The consequence of this insight sheds light on modernity. Science has not only replaced mythology but has become its own mythos, where theories and hypotheses have become godless deities in constant revision within a hypothetico-deductive feedback loop. What has been sacrificed, however, is the sacred—and thus self-understanding itself. Science is a system which, in its magical brilliance and rigorous detail, can no longer see reality in its schizophrenic visage. (Was it thus modernity that consumed itself by devouring mythology in a sacrificial ritual, thereby awakening postmodernism’s total lack of metanarrative and mythology as a whole?) Do we live in the Time of the Second Sun, where Quetzalcoatl is our sun? Is it order, registration, capital, and algorithmic dictatorship that dictate our fate in this hyperrational world—where becoming itself is reduced, dissected, and consumed; where inner experience is lost to complete fools and masochists? Or do I understand it all wrong? Do we live under the First Sun, where Tezcatlipoca, in his ecstasy, fails to uphold a logos; everything in a damned postmodern collapse of meaning through hyperreal and smoky mirror-images? And yet, modern science and its whole institution are so in love with sens that total nonsense threatens the very sun to extinguish—drowned in the blood (data) from our bodies. In what sense did the Aztecs live under the Fifth Sun, where our contemporary world seems doomed to meet the Second Sun’s demise; or the First? Or do we already live under the Third Sun, where Tezcatlipoca steals Beauty itself from the sun—Being—and thus anchors us in certain doom by drought, climate change arising from the very desire for the beauty of transcendence that never reaches ecstasy because it breathes in the wrong direction (inhales), for Tezcatlipoca stole her from God? Or are we stuck in the Fourth Sun; where Tezcatlipoca once again ruins everything because the sun consisted of false generosity and not burning excess and self-consumption? In all of this, I imagine Hernán Cortés and Moctezuma Xocoyotzin’s meeting as a collision between two separate times; where the Aztecs’ own mythos was a hyperstition enabling the birth of the Fifth Sun—a feedback loop that, in Landian madness, birthed the gods anew through the violence of colonialism and the repression of smallpox upon a mythos that desired its own self-actualization.
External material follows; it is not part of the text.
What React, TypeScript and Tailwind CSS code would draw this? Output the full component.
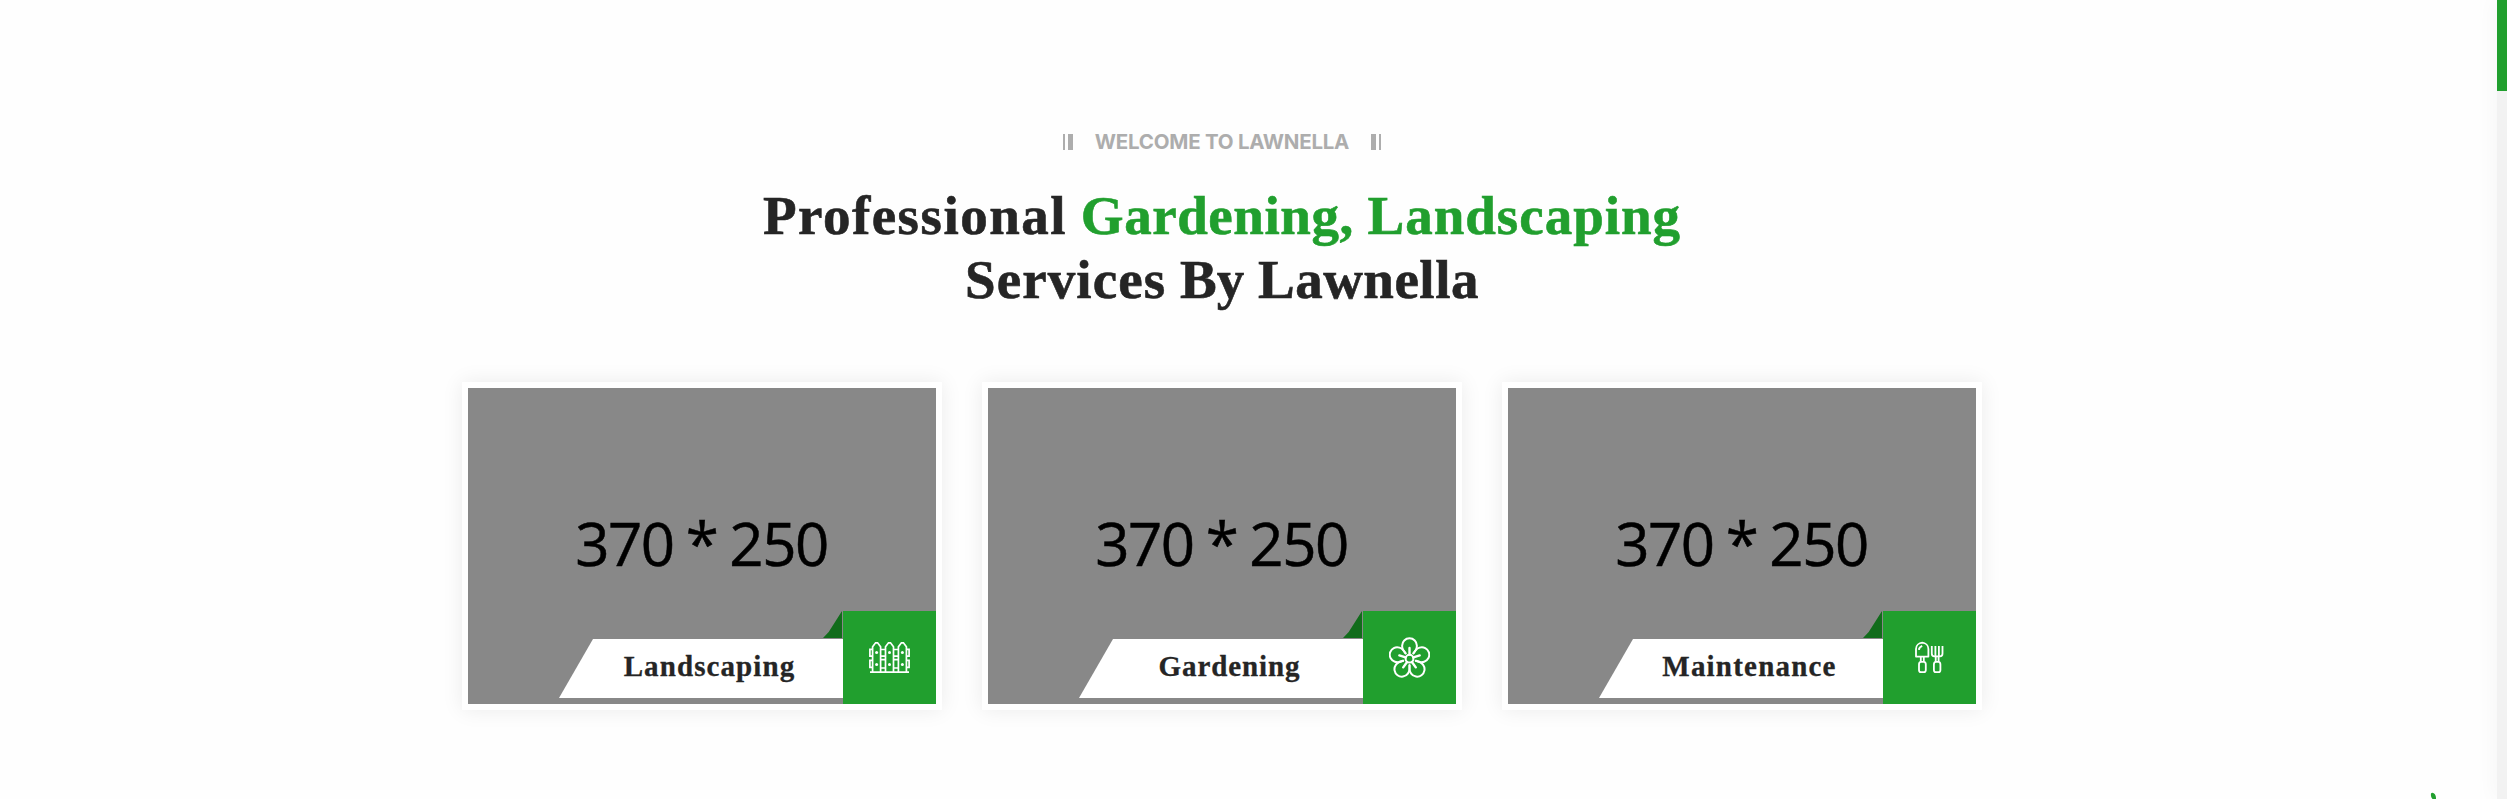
import React from "react";

function FenceIcon() {
  const pickets = [3.6, 16.5, 29.4];
  return (
    <svg className="h-[41px] w-[41px]" viewBox="0 0 41 41" fill="none" stroke="#fff" strokeWidth="1.7">
      {pickets.map((x) => (
        <g key={x}>
          <path d={`M${x} 35V9.800l3-4h2l3 4V35`} />
          <circle cx={x + 4} cy="15.5" r="1.5" fill="#fff" stroke="none" />
          <circle cx={x + 4} cy="27.5" r="1.5" fill="#fff" stroke="none" />
        </g>
      ))}
      <path d="M11.6 12.5h4.9M11.6 19.2h4.9M11.6 22.7h4.9M11.6 31h4.9M24.5 12.5h4.9M24.5 19.2h4.9M24.5 22.7h4.9M24.5 31h4.9" />
      <path d="M3.6 12.3H.9v6.9h2.7M3.6 23.3H.9v7h2.7M37.4 12.3h2.7v6.9h-2.7M37.4 23.3h2.7v7h-2.7M1 35.2h39" />
    </svg>
  );
}

function FlowerIcon() {
  const turns = [0, 72, 144, 216, 288];
  return (
    <svg className="h-[41px] w-[41px]" viewBox="0 0 41 41" fill="none" stroke="#fff" strokeWidth="2" strokeLinecap="round">
      {turns.map((a) => (
        <g key={a} transform={`rotate(${a} 20.5 21.7)`}>
          <path d="M16.600 16.300L14.200 13C13.400 11.600 13.100 10.100 13.100 8.700a7.400 7.400 0 0 1 14.800 0c0 1.400-.3 2.900-1.100 4.300L24.400 16.300" />
          <path d="M20.5 17.6V11" strokeWidth="2.4" />
        </g>
      ))}
      <circle cx="20.5" cy="21.7" r="3.9" />
    </svg>
  );
}

function ToolsIcon() {
  return (
    <svg className="h-[41px] w-[41px]" viewBox="0 0 41 41" fill="none" stroke="#fff" strokeWidth="1.8" strokeLinejoin="round">
      <path d="M7 19.6V12c0-3.600 3-6 6.200-6.300 3.200.3 6.200 2.700 6.200 6.300v7.600z" />
      <path d="M9.900 12.800c.2-2.200 1.500-3.200 3.300-4" strokeWidth="1.9" />
      <path d="M11.800 19.600v5M14.800 19.600v5" />
      <path d="M10 33v-5.500c0-1.800 1-2.700 1.900-2.700h3c1 0 1.900.9 1.900 2.700V33c0 1.500-1 2.200-1.900 2.200h-3c-.9 0-1.900-.7-1.900-2.200z" />
      <path d="M22.800 9v7.500c0 1.900 1 2.900 2.500 2.900h5.700c1.500 0 2.500-1 2.500-2.900V9M26.400 9v10M29.900 9v10M26.700 19.400v5.400M29.600 19.400v5.400" />
      <path d="M24.900 33v-5.500c0-1.800 1-2.700 1.900-2.700h2.700c1 0 1.900.9 1.900 2.700V33c0 1.500-1 2.200-1.900 2.200h-2.700c-.9 0-1.900-.7-1.900-2.200z" />
    </svg>
  );
}

const services = [
  { title: "Landscaping", Icon: FenceIcon, tracking: "tracking-[1.1px]" },
  { title: "Gardening", Icon: FlowerIcon, tracking: "tracking-[0.9px]" },
  { title: "Maintenance", Icon: ToolsIcon, tracking: "tracking-[1.2px]" },
];

export default function App() {
  return (
    <div className="flex h-[799px] w-full overflow-hidden bg-[#fefefe] font-['Liberation_Serif',serif] text-[#252525]">
      <main className="relative flex-1">
        <section className="flex w-[2444px] flex-col items-center pt-[127px]">
          <div className="flex h-[30px] items-center text-[#adadad]">
            <span className="flex h-4 gap-[3px]">
              <i className="w-0.5 bg-[#adadad]" />
              <i className="w-[5px] bg-[#adadad]" />
            </span>
            <p className="w-[298px] text-center font-['Inter',sans-serif] text-[20.5px] leading-[30px] font-bold tracking-[-0.25px] whitespace-nowrap">
              WELCOME TO LAWNELLA
            </p>
            <span className="flex h-4 gap-[3px]">
              <i className="w-[5px] bg-[#adadad]" />
              <i className="w-0.5 bg-[#adadad]" />
            </span>
          </div>
          <h2 className="mt-[27px] text-center text-[55px] leading-[64px] font-bold whitespace-nowrap [-webkit-text-stroke:0.6px_currentColor]">
            <span className="tracking-[1.5px]">Professional</span>{" "}
            <span className="text-[#219f2e]">
              <span className="tracking-[0.55px]">Gardening,</span> <span className="tracking-[1px]">Landscaping</span>
            </span>
            <br />
            <span className="tracking-[1.1px]">Services</span> By <span className="tracking-[0.5px]">Lawnella</span>
          </h2>
          <div className="mt-[70px] flex gap-10">
            {services.map(({ title, Icon, tracking }) => (
              <article key={title} className="h-[328px] w-[480px] bg-white p-1.5 shadow-[0_0_20px_rgba(0,0,0,0.08)]">
                <div className="relative h-full bg-[#888888]">
                  <p className="flex justify-center pt-[114px] pr-px font-['Open_Sans',sans-serif] text-[60px] leading-[82px] whitespace-nowrap text-black [-webkit-text-stroke:0.5px_currentColor]">
                    <span className="tracking-[-1.5px] [word-spacing:-2px]">370 * 250</span>
                  </p>
                  <div className="absolute right-0 bottom-0 flex items-end">
                    <h3 className={`mb-1.5 h-[59px] w-[284px] bg-white pl-[17px] text-center text-[29px] leading-[55px] font-bold [-webkit-text-stroke:0.3px_currentColor] [clip-path:polygon(34px_0,100%_0,100%_100%,0_100%)] ${tracking}`}>
                      {title}
                    </h3>
                    <div className="relative flex size-[93px] items-center justify-center bg-[#219f2e]">
                      <span className="absolute top-0 -left-5 h-[27px] w-[19px] bg-[#116c1b] [clip-path:polygon(100%_0,100%_100%,0_100%,30%_78%)]" />
                      <Icon />
                    </div>
                  </div>
                </div>
              </article>
            ))}
          </div>
        </section>
        <svg className="absolute top-[792px] left-[2430px] h-[7px] w-2" viewBox="0 0 8 7">
          <path d="M1 1.500C2 0 4.500 1 5.500 3.500 6 5 6 6 6 7H2.500C1 5.500.6 3 1 1.500z" fill="#219f2e" />
        </svg>
      </main>
      <aside className="w-2.5 bg-[#f2f2f2] shadow-[0_0_20px_rgba(0,0,0,0.06)]">
        <div className="h-[91px] bg-[#219f2e]" />
      </aside>
    </div>
  );
}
And thus: Am I the Fifth Sun?

However much I try to formulate my philosophical approaches, I falter and vomit my bile. I never wanted to produce a movement; a life, a fertile core of theoretical knowledge. It was doomed before I even began to write. SO: in what sense do you claim that I am deceitful? In what sense am I illusory in this text? I already expressed from the beginning my disgust for language and my desire for COLLAPSE. Was it not through my own misleading that I remained truthful to my words? Have I not shown you how to deconstruct this entire work? Through mythos, through cybernetic feedback loops, and total gibberish? I never presented myself as either prophet or philosopher, yet you read my words as though that were the case? How can you advocate such horror—to blindly accuse me of such absurdity? Read again, from the beginning, and return with that accusation again, but this time bearing your own awareness of your unmatched stupidity—how could you trust a poet?
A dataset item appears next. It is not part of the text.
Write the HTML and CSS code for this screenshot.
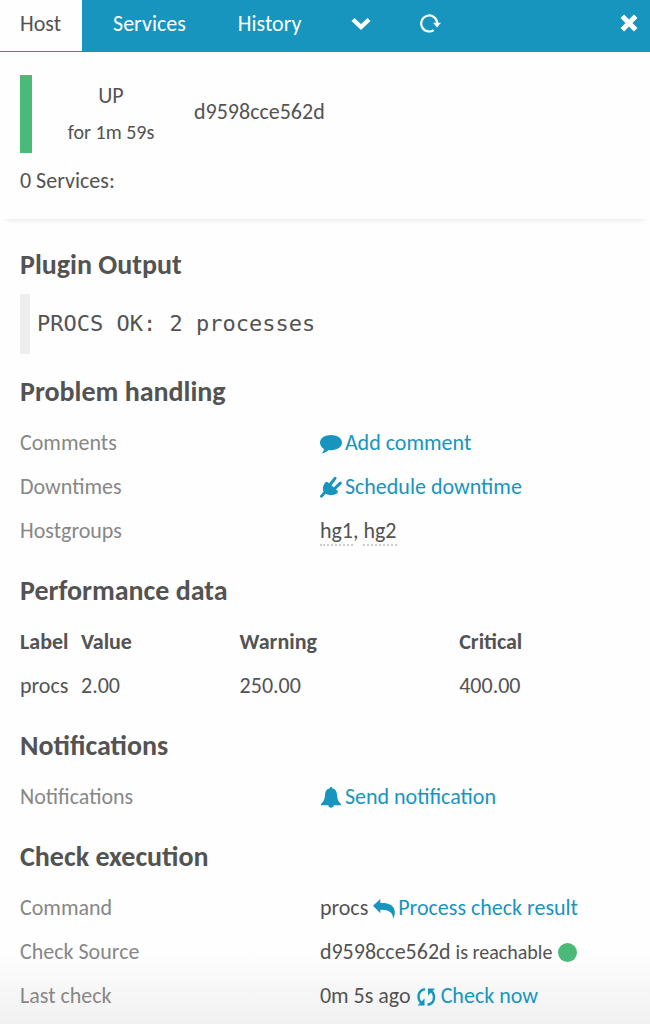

And yet I have been entirely clear with my motives, fully authentic in what this self-referential spiral has come to exploit.

Perhaps—
an envy and a deceit
made language itself,
neither reader nor poet,
come to perceive
its lack of insight and angst—
what a defeat—
where language itself
broke down and screamed:
"I am released".

Note: The CCRU has definitely not been involved in any way in the formation of this ritual sacrifice.